When I’d like it to be reality is yesterday, my board would like it to be yesterday. But in reality, there’s going to be a process, and it’s got to be equitable. It’s got to be everyone having their say; the work, as I said, of the precious metals working group has set the stage for improvement for the market and can’t go back beyond that. And so, what that looks like, we have come up with an idea. And it is a very powerful idea, and we’ve tested it intellectually. Whether the world goes for it and accepts it remains to be seen.

Q

Do you see gold outperforming the returns that the equity markets are going to deliver this year?

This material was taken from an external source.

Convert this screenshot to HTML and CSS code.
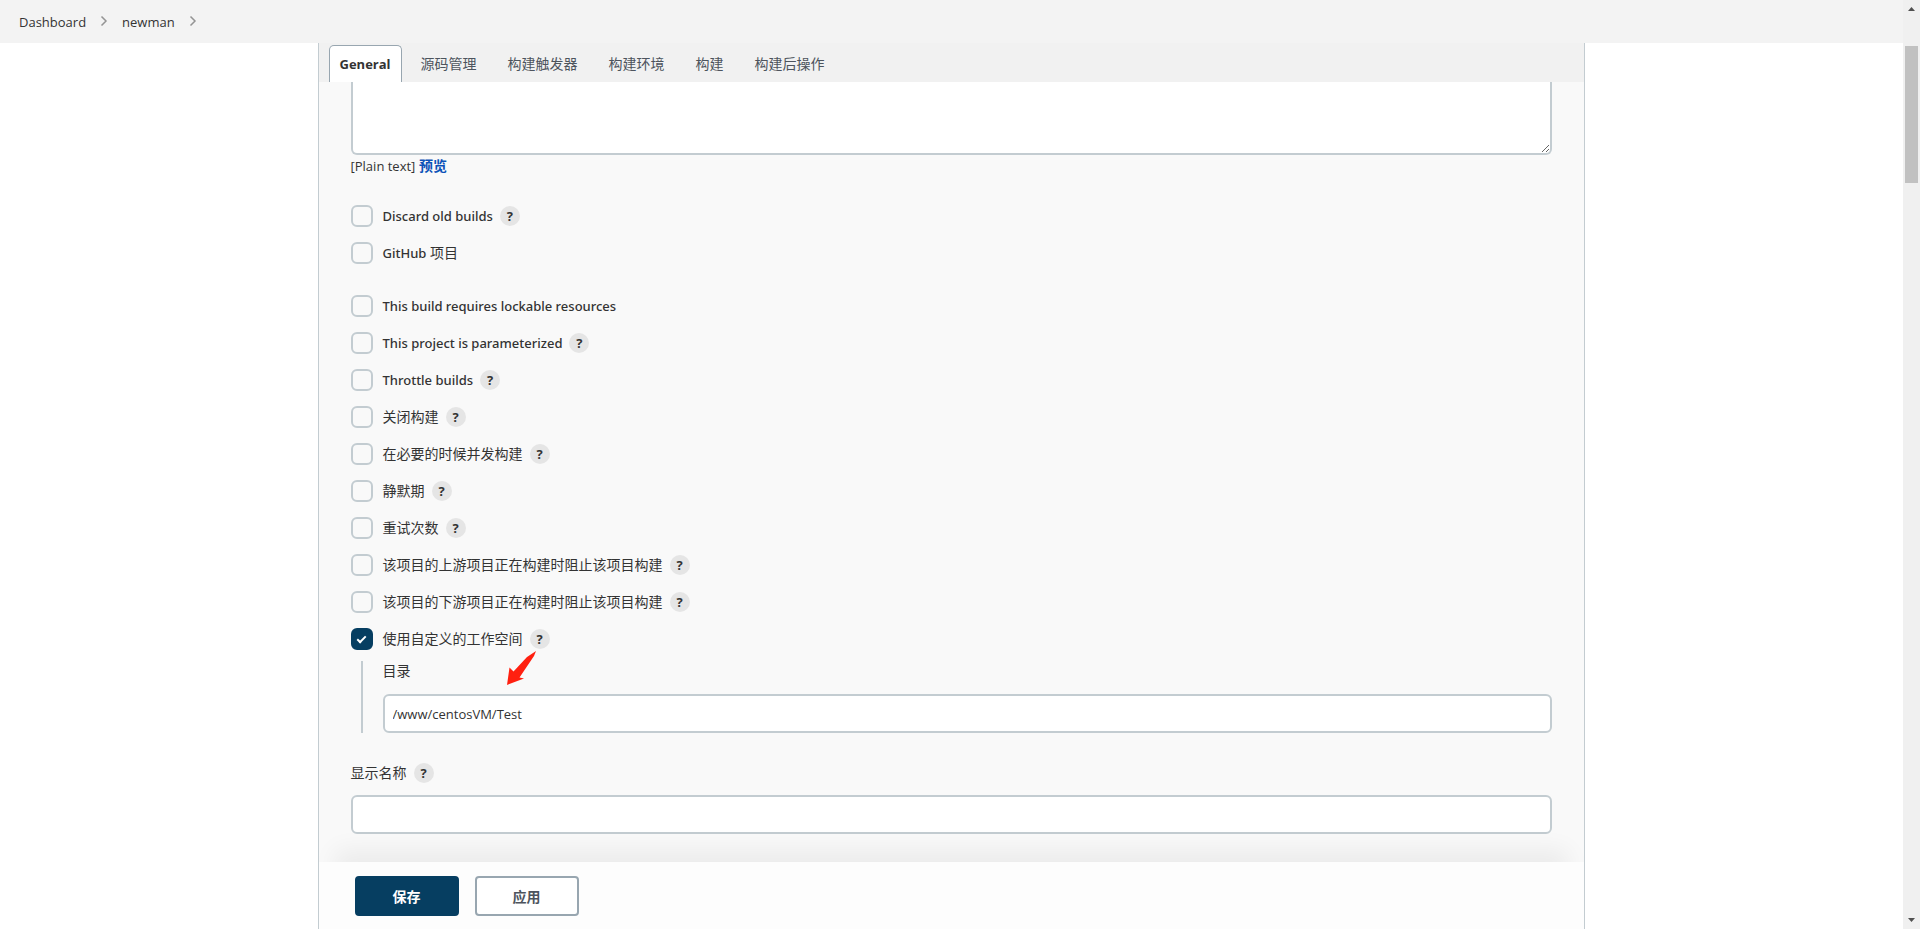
FILE: index.html
```
<!DOCTYPE html>
<html lang="zh-CN">
<head>
    <meta charset="UTF-8">
    <meta name="viewport" content="width=device-width, initial-scale=1.0">
    <title>newman Config [Jenkins]</title>
    <link rel="stylesheet" href="styles.css">
</head>
<body>
    <div class="page">
        <nav class="breadcrumb">
            <a href="#">Dashboard</a>
            <svg class="chevron" viewBox="0 0 8 12"><path d="M1.500 1.500L6 6l-4.500 4.500"/></svg>
            <a href="#">newman</a>
            <svg class="chevron" viewBox="0 0 8 12"><path d="M1.500 1.500L6 6l-4.500 4.500"/></svg>
        </nav>

        <form class="panel">
            <div class="tab-bar">
                <a class="tab active" href="#">General</a>
                <a class="tab" href="#">源码管理</a>
                <a class="tab" href="#">构建触发器</a>
                <a class="tab" href="#">构建环境</a>
                <a class="tab" href="#">构建</a>
                <a class="tab" href="#">构建后操作</a>
            </div>

            <div class="config">
                <textarea class="description" aria-label="描述"></textarea>
                <div class="markup"><span class="latin">[Plain text]</span> <a href="#">预览</a></div>

                <div class="options">
                    <div class="option">
                        <input type="checkbox" id="discard"><label class="latin" for="discard">Discard old builds</label>
                        <button type="button" class="help">?</button>
                    </div>
                    <div class="option">
                        <input type="checkbox" id="github"><label for="github"><span class="latin">GitHub</span> 项目</label>
                    </div>
                </div>

                <div class="options">
                    <div class="option">
                        <input type="checkbox" id="lockable"><label class="latin" for="lockable">This build requires lockable resources</label>
                    </div>
                    <div class="option">
                        <input type="checkbox" id="params"><label class="latin" for="params">This project is parameterized</label>
                        <button type="button" class="help">?</button>
                    </div>
                    <div class="option">
                        <input type="checkbox" id="throttle"><label class="latin" for="throttle">Throttle builds</label>
                        <button type="button" class="help">?</button>
                    </div>
                    <div class="option">
                        <input type="checkbox" id="disable"><label for="disable">关闭构建</label>
                        <button type="button" class="help">?</button>
                    </div>
                    <div class="option">
                        <input type="checkbox" id="concurrent"><label for="concurrent">在必要的时候并发构建</label>
                        <button type="button" class="help">?</button>
                    </div>
                    <div class="option">
                        <input type="checkbox" id="quiet"><label for="quiet">静默期</label>
                        <button type="button" class="help">?</button>
                    </div>
                    <div class="option">
                        <input type="checkbox" id="retry"><label for="retry">重试次数</label>
                        <button type="button" class="help">?</button>
                    </div>
                    <div class="option">
                        <input type="checkbox" id="upstream"><label for="upstream">该项目的上游项目正在构建时阻止该项目构建</label>
                        <button type="button" class="help">?</button>
                    </div>
                    <div class="option">
                        <input type="checkbox" id="downstream"><label for="downstream">该项目的下游项目正在构建时阻止该项目构建</label>
                        <button type="button" class="help">?</button>
                    </div>
                    <div class="option">
                        <input type="checkbox" id="workspace" checked><label for="workspace">使用自定义的工作空间</label>
                        <button type="button" class="help">?</button>
                    </div>
                </div>

                <div class="nested">
                    <label for="directory">目录</label>
                    <input class="text-input" type="text" id="directory" value="/www/centosVM/Test">
                    <svg class="arrow" viewBox="0 0 30 34"><path d="M29 0L20 6 6.500 20.500 2.500 16.500 0 34l17-6.500-4.500-1L27 5z"/></svg>
                </div>

                <div class="field">
                    <div class="field-label">
                        <label for="display-name">显示名称</label>
                        <button type="button" class="help">?</button>
                    </div>
                    <input class="text-input" type="text" id="display-name">
                </div>
            </div>

            <div class="bottom-bar">
                <button type="button" class="btn primary">保存</button>
                <button type="button" class="btn">应用</button>
            </div>
        </form>
    </div>

    <div class="scrollbar">
        <svg class="scroll-arrow" viewBox="0 0 7 4"><path d="M0 4L3.500 0 7 4z"/></svg>
        <div class="scroll-track"><div class="scroll-thumb"></div></div>
        <svg class="scroll-arrow" viewBox="0 0 7 4"><path d="M0 0l3.500 4L7 0z"/></svg>
    </div>
</body>
</html>
```
FILE: styles.css
```
* {
    box-sizing: border-box;
}

body {
    display: flex;
    height: 100vh;
    margin: 0;
    overflow: hidden;
    background: #fff;
    color: #333;
    font-family: 'Open Sans', 'Noto Sans CJK SC', sans-serif;
    font-size: 14px;
    line-height: 20px;
}

a {
    color: inherit;
    text-decoration: none;
}

.latin {
    font-size: 13px;
}

.page {
    flex: 1;
    display: flex;
    flex-direction: column;
}

.breadcrumb {
    display: flex;
    align-items: center;
    gap: 14px;
    height: 43px;
    padding: 0 19px;
    background: #f3f3f3;
    font-size: 13px;
}

.chevron {
    width: 8px;
    height: 12px;
    margin-bottom: 2px;
    fill: none;
    stroke: #949494;
    stroke-width: 1.5;
}

.panel {
    flex: 1;
    display: flex;
    flex-direction: column;
    width: 66.63%;
    min-height: 0;
    margin: 0 auto;
    overflow: hidden;
    border: solid #c3ccd1;
    border-width: 0 1px;
    background: #f9f9f9;
}

.tab-bar {
    display: flex;
    gap: 7px;
    padding: 2px 10px 0;
    background: #f1f1f1;
    color: #4d545d;
}

.tab {
    height: 37px;
    padding: 8px 11px;
    border: 1px solid transparent;
    border-bottom: 0;
    border-radius: 5px 5px 0 0;
}

.tab.active {
    padding: 8px 10px;
    background: #fff;
    border-color: #98a6b0;
    color: #333;
    font-size: 13px;
    font-weight: 700;
}

.config {
    flex: 1;
    min-height: 0;
    padding: 0 32px;
}

.description {
    display: block;
    width: 100%;
    height: 73px;
    border: 2px solid #c3ccd1;
    border-top: 0;
    border-radius: 0 0 6px 6px;
    background: #fff;
    outline: none;
    resize: vertical;
}

.markup {
    margin: 1px 0 29px;
}

.markup a {
    color: #0b52b8;
    font-weight: 700;
}

.options {
    display: flex;
    flex-direction: column;
    gap: 15px;
    margin-bottom: 31px;
}

.option {
    display: flex;
    align-items: center;
    height: 22px;
}

.option .latin {
    font-family: 'Noto Sans', 'Open Sans', sans-serif;
    font-weight: 500;
}

.option input {
    appearance: none;
    width: 22px;
    height: 22px;
    margin: 0 10px 0 0;
    border: 2px solid #c3ccd1;
    border-radius: 6px;
}

.option input:checked {
    display: grid;
    place-items: center;
    border-color: #063e61;
    background: #063e61;
}

.option input:checked::after {
    content: '';
    width: 3px;
    height: 7px;
    margin-bottom: 2px;
    border: solid #fff;
    border-width: 0 2px 2px 0;
    transform: rotate(45deg);
}

.help {
    width: 20px;
    height: 20px;
    margin-left: 7px;
    padding: 0;
    border: 0;
    border-radius: 50%;
    background: #e5e5e5;
    color: #333;
    font: 700 13px/20px 'Open Sans', sans-serif;
}

.nested {
    position: relative;
    margin: -20px 0 30px 10px;
    padding-left: 20px;
    border-left: 2px solid #c3ccd1;
}

.nested label {
    display: block;
    margin-bottom: 13px;
}

.text-input {
    display: block;
    width: 100%;
    height: 39px;
    padding: 0 8px;
    border: 2px solid #c3ccd1;
    border-radius: 6px;
    background: #fff;
    color: #333;
    font: 13px 'Open Sans', sans-serif;
    outline: none;
}

.arrow {
    position: absolute;
    top: -10px;
    left: 144px;
    width: 30px;
    height: 34px;
    fill: #ff2010;
}

.field-label {
    display: flex;
    align-items: center;
    margin-bottom: 12px;
}

.bottom-bar {
    display: flex;
    gap: 16px;
    padding: 14px 36px 13px;
    background: #fdfdfd;
    box-shadow: 0 -28px 24px -16px rgba(0, 0, 0, 0.06);
}

.btn {
    width: 104px;
    height: 40px;
    border: 2px solid #98a6b0;
    border-radius: 4px;
    background: #fff;
    color: #4d545d;
    font: 700 14px 'Open Sans', 'Noto Sans CJK SC', sans-serif;
}

.btn.primary {
    border-color: #063e61;
    background: #063e61;
    color: #fff;
}

.scrollbar {
    display: flex;
    flex-direction: column;
    align-items: center;
    width: 17px;
    padding: 7px 0;
    background: #f0f0f0;
}

.scroll-arrow {
    width: 7px;
    height: 4px;
    fill: #505050;
}

.scroll-track {
    flex: 1;
    padding: 35px 0;
}

.scroll-thumb {
    width: 13px;
    height: 137px;
    background: #c1c1c1;
}
```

Gold is a fantastic hedge to equity declines. But equity should be coming down, they’re not. And the trader in me says, don’t ignore the simple facts of what’s going on here. So, I think that the inverse correlation that we’ve had before between equities and gold is not really holding at the moment. They’re both going higher. And I think that’s confounding a lot of people. So, I wouldn’t look to equities for a guide. I think a lot of people have been excluded from the market because they panicked and are now chasing it back in buying small bits, you know, that classic thing. And I think people are very content to hold both in a portfolio.